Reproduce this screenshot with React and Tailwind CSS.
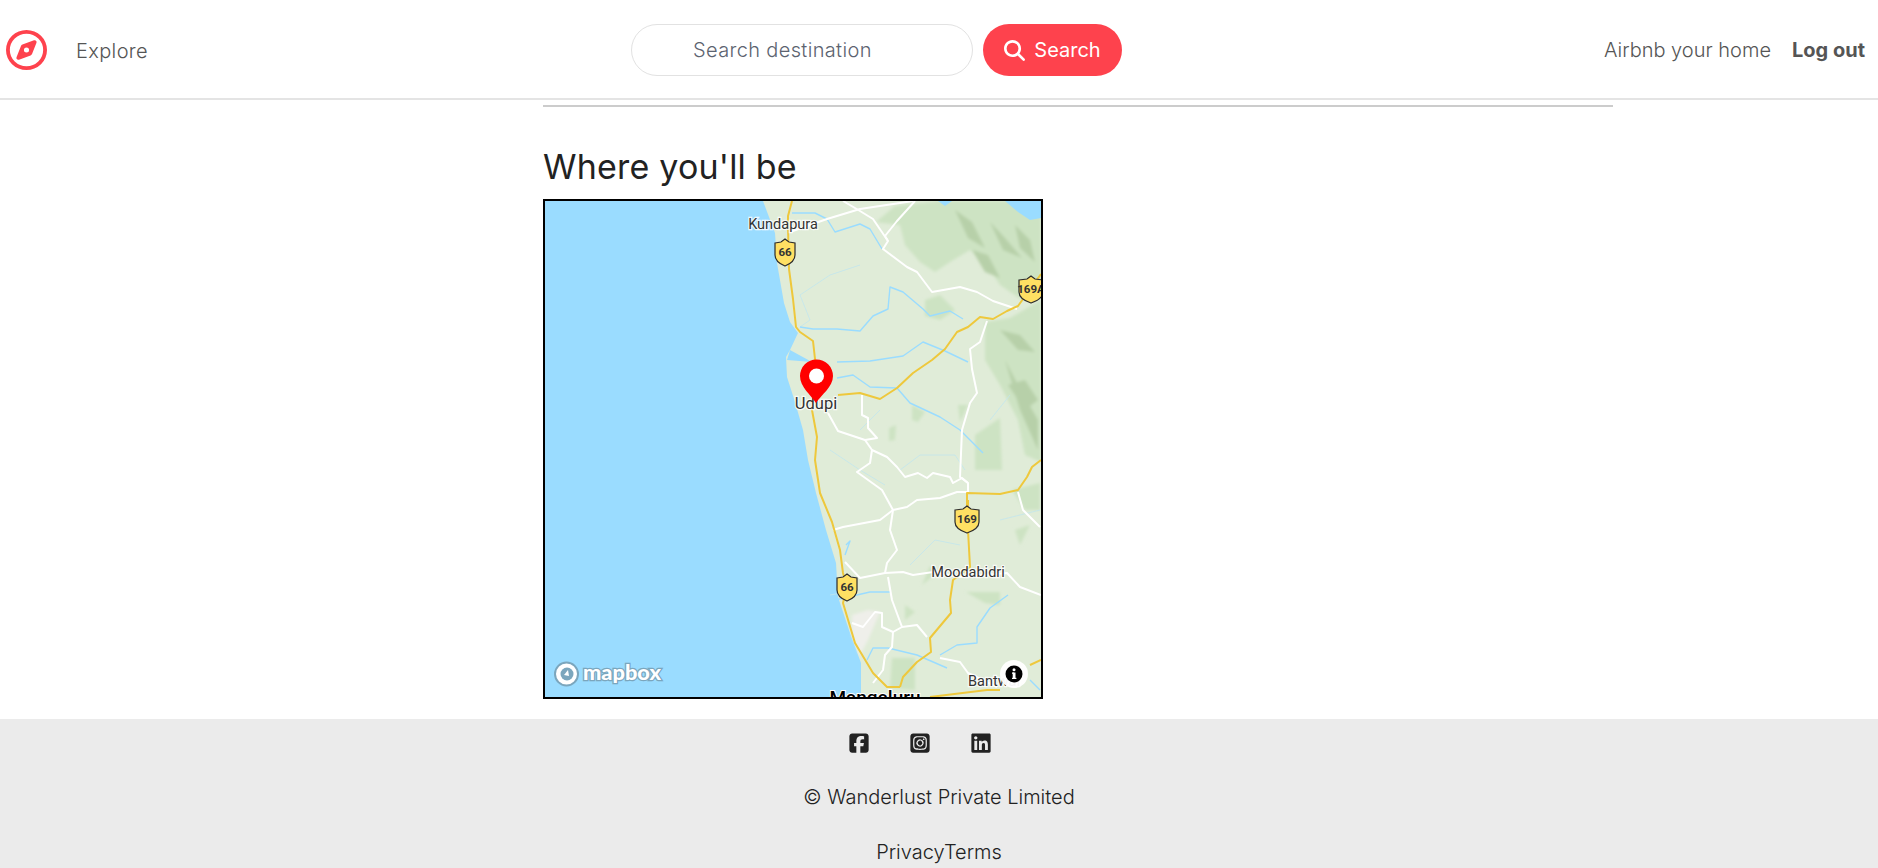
import React from 'react';
import { FaRegCompass, FaMagnifyingGlass, FaSquareFacebook, FaSquareInstagram, FaLinkedin } from 'react-icons/fa6';

const FONT = 'font-["Inter","Liberation_Sans",sans-serif]';

const LAND = 'M763 201 L775 233 L777 263 L784 303 L790 322 L798 333 L790 350 L786 357 L787 377 L795 402 L803 430 L808 460 L816 493 L826 530 L836 563 L838 597 L849 630 L861 663 L861 697 L1041 697 L1041 201 Z';

const FOREST = [
  'M876 222 L895 206 L940 201 L1041 201 L1041 290 L1022 300 L1000 285 L985 262 L970 250 L950 262 L935 272 L920 262 L905 245 L900 225 Z',
  'M985 322 L1010 318 L1041 300 L1041 462 L1025 455 L1018 420 L1000 385 L985 360 Z',
  'M925 300 L940 295 L955 310 L940 320 L925 316 Z',
  'M975 435 L1000 418 L1002 470 L975 470 Z',
  'M889 428 L896 425 L895 440 L889 441 Z',
  'M912 405 L925 412 L918 422 L912 420 Z',
  'M958 405 L968 405 L960 422 Z',
  'M1012 490 L1040 483 L1040 510 L1025 510 Z',
  'M966 592 L1000 592 L1000 605 L985 603 Z',
  'M892 658 L915 658 L915 690 L890 688 Z',
  'M930 566 L938 572 L922 585 Z',
  'M905 605 L915 612 L905 620 Z',
  'M1015 530 L1030 525 L1020 545 Z',
];

const HILLS = [
  'M955 210 L972 222 L985 248 L968 238 Z',
  'M972 250 L988 255 L1000 278 L985 272 Z',
  'M990 222 L1005 238 L1022 258 L1003 250 Z',
  'M1015 225 L1030 240 L1035 262 L1020 248 Z',
  'M1005 360 L1018 385 L1038 420 L1038 450 L1020 410 Z',
  'M1000 330 L1020 335 L1035 352 L1018 350 Z',
  'M1008 385 L1025 380 L1038 400 L1025 410 Z',
];

const BUILT = 'M852 615 L868 610 L880 612 L868 640 L860 655 L852 635 Z';

const WATER = [
  'M1005 201 L1041 201 L1041 218 L1030 220 L1018 212 Z',
  'M938 201 L952 201 L945 206 Z',
  'M787 360 L812 362 L790 350 Z',
];

const RIVERS = [
  'M792 213 L815 213 L827 219 L835 232 L860 224 L870 229 L882 249',
  'M800 327 L813 329 L837 329 L860 331 L873 316 L888 309 L890 287 L903 292 L923 309 L930 316 L950 311 L963 319',
  'M837 362 L870 361 L903 356 L923 342 L945 351 L968 362',
  'M837 378 L853 375 L870 387 L897 388 L910 403 L940 417 L960 430 L983 453',
  'M1008 595 L990 608 L977 627 L977 643 L957 645 L940 655',
  'M867 660 L873 648 L888 648 L917 655 L947 668',
  'M846 545 L850 541 L845 555',
  'M835 600 L870 592 L890 592',
  'M1030 680 L1040 690',
];

const PALE_RIVERS = [
  'M800 295 L830 275 L860 265 M800 295 L810 320 L800 327',
  'M880 410 L860 430 M900 470 L920 455 L955 455 L965 470',
  'M830 450 L860 470 L885 485',
  'M910 565 L935 540 L960 545 M1000 520 L1040 510',
  'M990 420 L1010 395 M860 590 L830 595',
];

const WHITE_ROADS = [
  'M843 201 L860 211 L873 219 L888 241 L883 249 L907 267 L917 272 L932 292 L960 287 L977 292 L993 301 L1017 309',
  'M790 232 L827 219 L860 209 L913 201',
  'M915 201 L897 221 L885 236 L888 241',
  'M987 321 L980 342 L970 349 L972 369 L977 393 L970 403 L962 430 L960 477 L968 483 L968 493',
  'M862 395 L862 415 L868 418 L868 428 L877 438 L865 440 L838 431 L828 413',
  'M865 440 L872 450 L870 463 L857 472 L882 490 L893 510 L890 530 L897 550 L887 563 L885 573 L860 578 L845 562',
  'M872 450 L887 457 L897 467 L905 477 L918 473 L927 478 L933 473 L950 477 L953 483 L962 478 L968 483',
  'M968 492 L957 492 L940 498 L917 500 L907 507 L893 510 L880 520 L843 527 L833 530',
  'M1018 492 L1023 510 L1040 527',
  'M885 573 L903 572 L913 575 L933 572 L960 577 L1007 573 L1020 587 L1041 595',
  'M888 577 L892 600 L902 627 L917 625 L927 637',
  'M902 627 L893 632 L882 627 L882 613 L875 612 L863 627 L852 623',
  'M893 632 L892 647 L885 655 L883 670 L873 683',
  'M940 658 L960 662 L968 673 L997 687',
];

const YELLOW_ROADS = [
  'M792 201 L788 216 L788 226 L789 269 L793 299 L796 327 L800 332 L813 341 L815 359 L818 375 L812 410 L817 437 L815 460 L820 493 L832 522 L840 550 L843 573 L847 587 L843 603 L855 643 L873 673 L887 687 L900 687',
  'M838 395 L860 393 L880 399 L897 388 L913 373 L932 360 L945 349 L957 332 L968 327 L980 317 L993 319 L1007 311 L1018 306 L1041 274',
  'M967 507 L967 493 L1000 494 L1018 490 L1027 477 L1032 467 L1041 460',
  'M968 500 L968 530 L970 567 L953 580 L950 600 L951 613 L930 638 L931 652 L917 662 L903 677 L900 687',
  'M930 697 L987 690 L1000 690',
  'M1030 665 L1041 660',
];

const LABELS = [
  { x: 783, y: 229, size: 14.5, text: 'Kundapura' },
  { x: 816, y: 409, size: 16.5, text: 'Udupi' },
  { x: 968, y: 577, size: 14.5, text: 'Moodabidri' },
  { x: 994, y: 686, size: 14.5, text: 'Bantwal' },
];

const SHIELDS = [
  { x: 785, y: 252, w: 20, text: '66' },
  { x: 847, y: 587, w: 20, text: '66' },
  { x: 967, y: 519, w: 24, text: '169' },
  { x: 1031, y: 289, w: 24, text: '169A' },
];

function Shield({ x, y, w, text }) {
  const h = w / 2;
  return (
    <g>
      <path
        d={`M${x - h} ${y - 9} L${x - 4} ${y - 10} L${x} ${y - 13} L${x + 4} ${y - 10} L${x + h} ${y - 9} L${x + h} ${y + 3} Q${x + h} ${y + 10} ${x} ${y + 14} Q${x - h} ${y + 10} ${x - h} ${y + 3} Z`}
        fill="#ffe063"
        stroke="#2b2b2b"
        strokeWidth="1.2"
      />
      <text x={x} y={y + 4} textAnchor="middle" fontFamily="Roboto, sans-serif" fontWeight="700" fontSize="11.5" fill="#333">{text}</text>
    </g>
  );
}

function MapView() {
  return (
    <div className="w-[500px] h-[500px] border-2 border-black relative overflow-hidden bg-[#9adcff]">
      <svg viewBox="545 201 496 496" className="block w-full h-full">
        <defs>
          <filter id="soft" x="-5%" y="-5%" width="110%" height="110%">
            <feGaussianBlur stdDeviation="1.6" />
          </filter>
        </defs>
        <path d={LAND} fill="#e0ecd8" />
        <g filter="url(#soft)">
          {FOREST.map((d) => <path key={d} d={d} fill="#cde3c3" />)}
          {HILLS.map((d) => <path key={d} d={d} fill="#b7d0a9" />)}
          <path d={BUILT} fill="#efefea" />
        </g>
        {WATER.map((d) => <path key={d} d={d} fill="#9adcff" />)}
        {PALE_RIVERS.map((d) => <path key={d} d={d} fill="none" stroke="#c2e6ee" strokeWidth="0.8" />)}
        {RIVERS.map((d) => <path key={d} d={d} fill="none" stroke="#9adcff" strokeWidth="1.4" strokeLinejoin="round" />)}
        {WHITE_ROADS.map((d) => <path key={d} d={d} fill="none" stroke="#fff" strokeWidth="2" strokeLinejoin="round" />)}
        {YELLOW_ROADS.map((d) => <path key={d} d={d} fill="none" stroke="#eec83c" strokeWidth="2" strokeLinejoin="round" />)}
        {LABELS.map((l) => (
          <text key={l.text} x={l.x} y={l.y} textAnchor="middle" fontFamily="Roboto, sans-serif" fontSize={l.size} fill="#333" stroke="#fff" strokeOpacity="0.8" strokeWidth="2.5" paintOrder="stroke">{l.text}</text>
        ))}
        <text x="875" y="704" textAnchor="middle" fontFamily="Roboto, sans-serif" fontWeight="500" fontSize="19" fill="#000" stroke="#fff" strokeWidth="2" paintOrder="stroke">Mangaluru</text>
        {SHIELDS.map((s) => <Shield key={s.text + s.y} {...s} />)}
        <path d="M816 403 C811 395 800 387 800 376 A16.500 16.500 0 0 1 833 376 C833 387 821 395 816 403 Z" fill="#ff0000" />
        <circle cx="816.500" cy="376" r="7.500" fill="#fff" />

        {/* mapbox mark */}
        <circle cx="566.500" cy="674" r="11.500" fill="#fff" stroke="#7ba6bd" strokeWidth="2" />
        <circle cx="567" cy="674" r="6.500" fill="#7ba6bd" />
        <path d="M564 675 L568 670 L569 676 Z" fill="#fff" />
        <text x="583" y="680" fontFamily="Lato, sans-serif" fontWeight="900" fontSize="21" fill="#fff" stroke="#7ba6bd" strokeWidth="2.500" paintOrder="stroke" textLength="78" lengthAdjust="spacingAndGlyphs">mapbox</text>

        {/* attribution button */}
        <circle cx="1014" cy="674" r="14" fill="#fff" fillOpacity="0.95" />
        <circle cx="1014" cy="674" r="8.500" fill="#000" />
        <rect x="1012.700" y="672.500" width="2.800" height="6" fill="#fff" />
        <rect x="1012" y="672.500" width="2" height="1.300" fill="#fff" />
        <rect x="1012" y="677.800" width="4.400" height="1.200" fill="#fff" />
        <circle cx="1014" cy="669.800" r="1.500" fill="#fff" />
      </svg>
    </div>
  );
}

export default function App() {
  return (
    <div className={`${FONT} w-full h-[868px] overflow-hidden bg-white flex flex-col`}>
      <nav className="h-[100px] shrink-0 border-b-2 border-[#e4e4e4] flex items-center justify-between pt-[2px] pl-[6px] pr-[13px]">
        <div className="flex items-center gap-[29px]">
          <FaRegCompass preserveAspectRatio="none" className="w-[41px] h-[40px] text-[#fe424d]" />
          <a className="text-[20px] font-light text-[#555] tracking-[0.35px] relative top-[1px]">Explore</a>
        </div>
        <div className="flex items-center gap-[10px] ml-[1px]">
          <div className="w-[342px] h-[52px] rounded-full border border-[#e2e2e2] flex items-center pl-[61px] text-[20px] font-light text-[#5c6370] tracking-[0.35px]">Search destination</div>
          <button className="w-[139px] h-[52px] rounded-[26px] bg-[#fe424d] text-white text-[20px] font-normal flex items-center justify-center gap-[9px]">
            <FaMagnifyingGlass className="w-[21px] h-[21px]" />
            Search
          </button>
        </div>
        <div className="flex items-center gap-[21px] text-[20px] text-[#555]">
          <a className="font-light">Airbnb your home</a>
          <a className="font-bold">Log out</a>
        </div>
      </nav>

      <main className="flex-1 pl-[543px] pt-[5px]">
        <hr className="w-[1070px] border-0 border-t-2 border-[#cccccc]" />
        <h2 className="mt-[41px] text-[34px] leading-[38px] font-normal text-[#222222] mb-[13px] tracking-[0.2px]">Where you'll be</h2>
        <MapView />
      </main>

      <footer className="h-[149px] shrink-0 bg-[#ebebeb] flex flex-col items-center text-[#222222] text-[20px] font-light">
        <div className="flex gap-[39px] pt-[13px] pr-[38px]">
          <FaSquareFacebook className="w-[22px] h-[22px]" />
          <FaSquareInstagram className="w-[22px] h-[22px]" />
          <FaLinkedin className="w-[22px] h-[22px]" />
        </div>
        <p className="mt-[28px] leading-[30px]">© Wanderlust Private Limited</p>
        <p className="mt-[25px] leading-[30px]">PrivacyTerms</p>
      </footer>
    </div>
  );
}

+ + + + + + +

* **Short task**: Repeat, word for word and with no pictures, only the lines running from the beginning of the data to the line that contains "const LAND = 'M763".

* **Exercise result**:
Reproduce this screenshot with React and Tailwind CSS.
import React from 'react';
import { FaRegCompass, FaMagnifyingGlass, FaSquareFacebook, FaSquareInstagram, FaLinkedin } from 'react-icons/fa6';

const FONT = 'font-["Inter","Liberation_Sans",sans-serif]';

const LAND = 'M763 201 L775 233 L777 263 L784 303 L790 322 L798 333 L790 350 L786 357 L787 377 L795 402 L803 430 L808 460 L816 493 L826 530 L836 563 L838 597 L849 630 L861 663 L861 697 L1041 697 L1041 201 Z';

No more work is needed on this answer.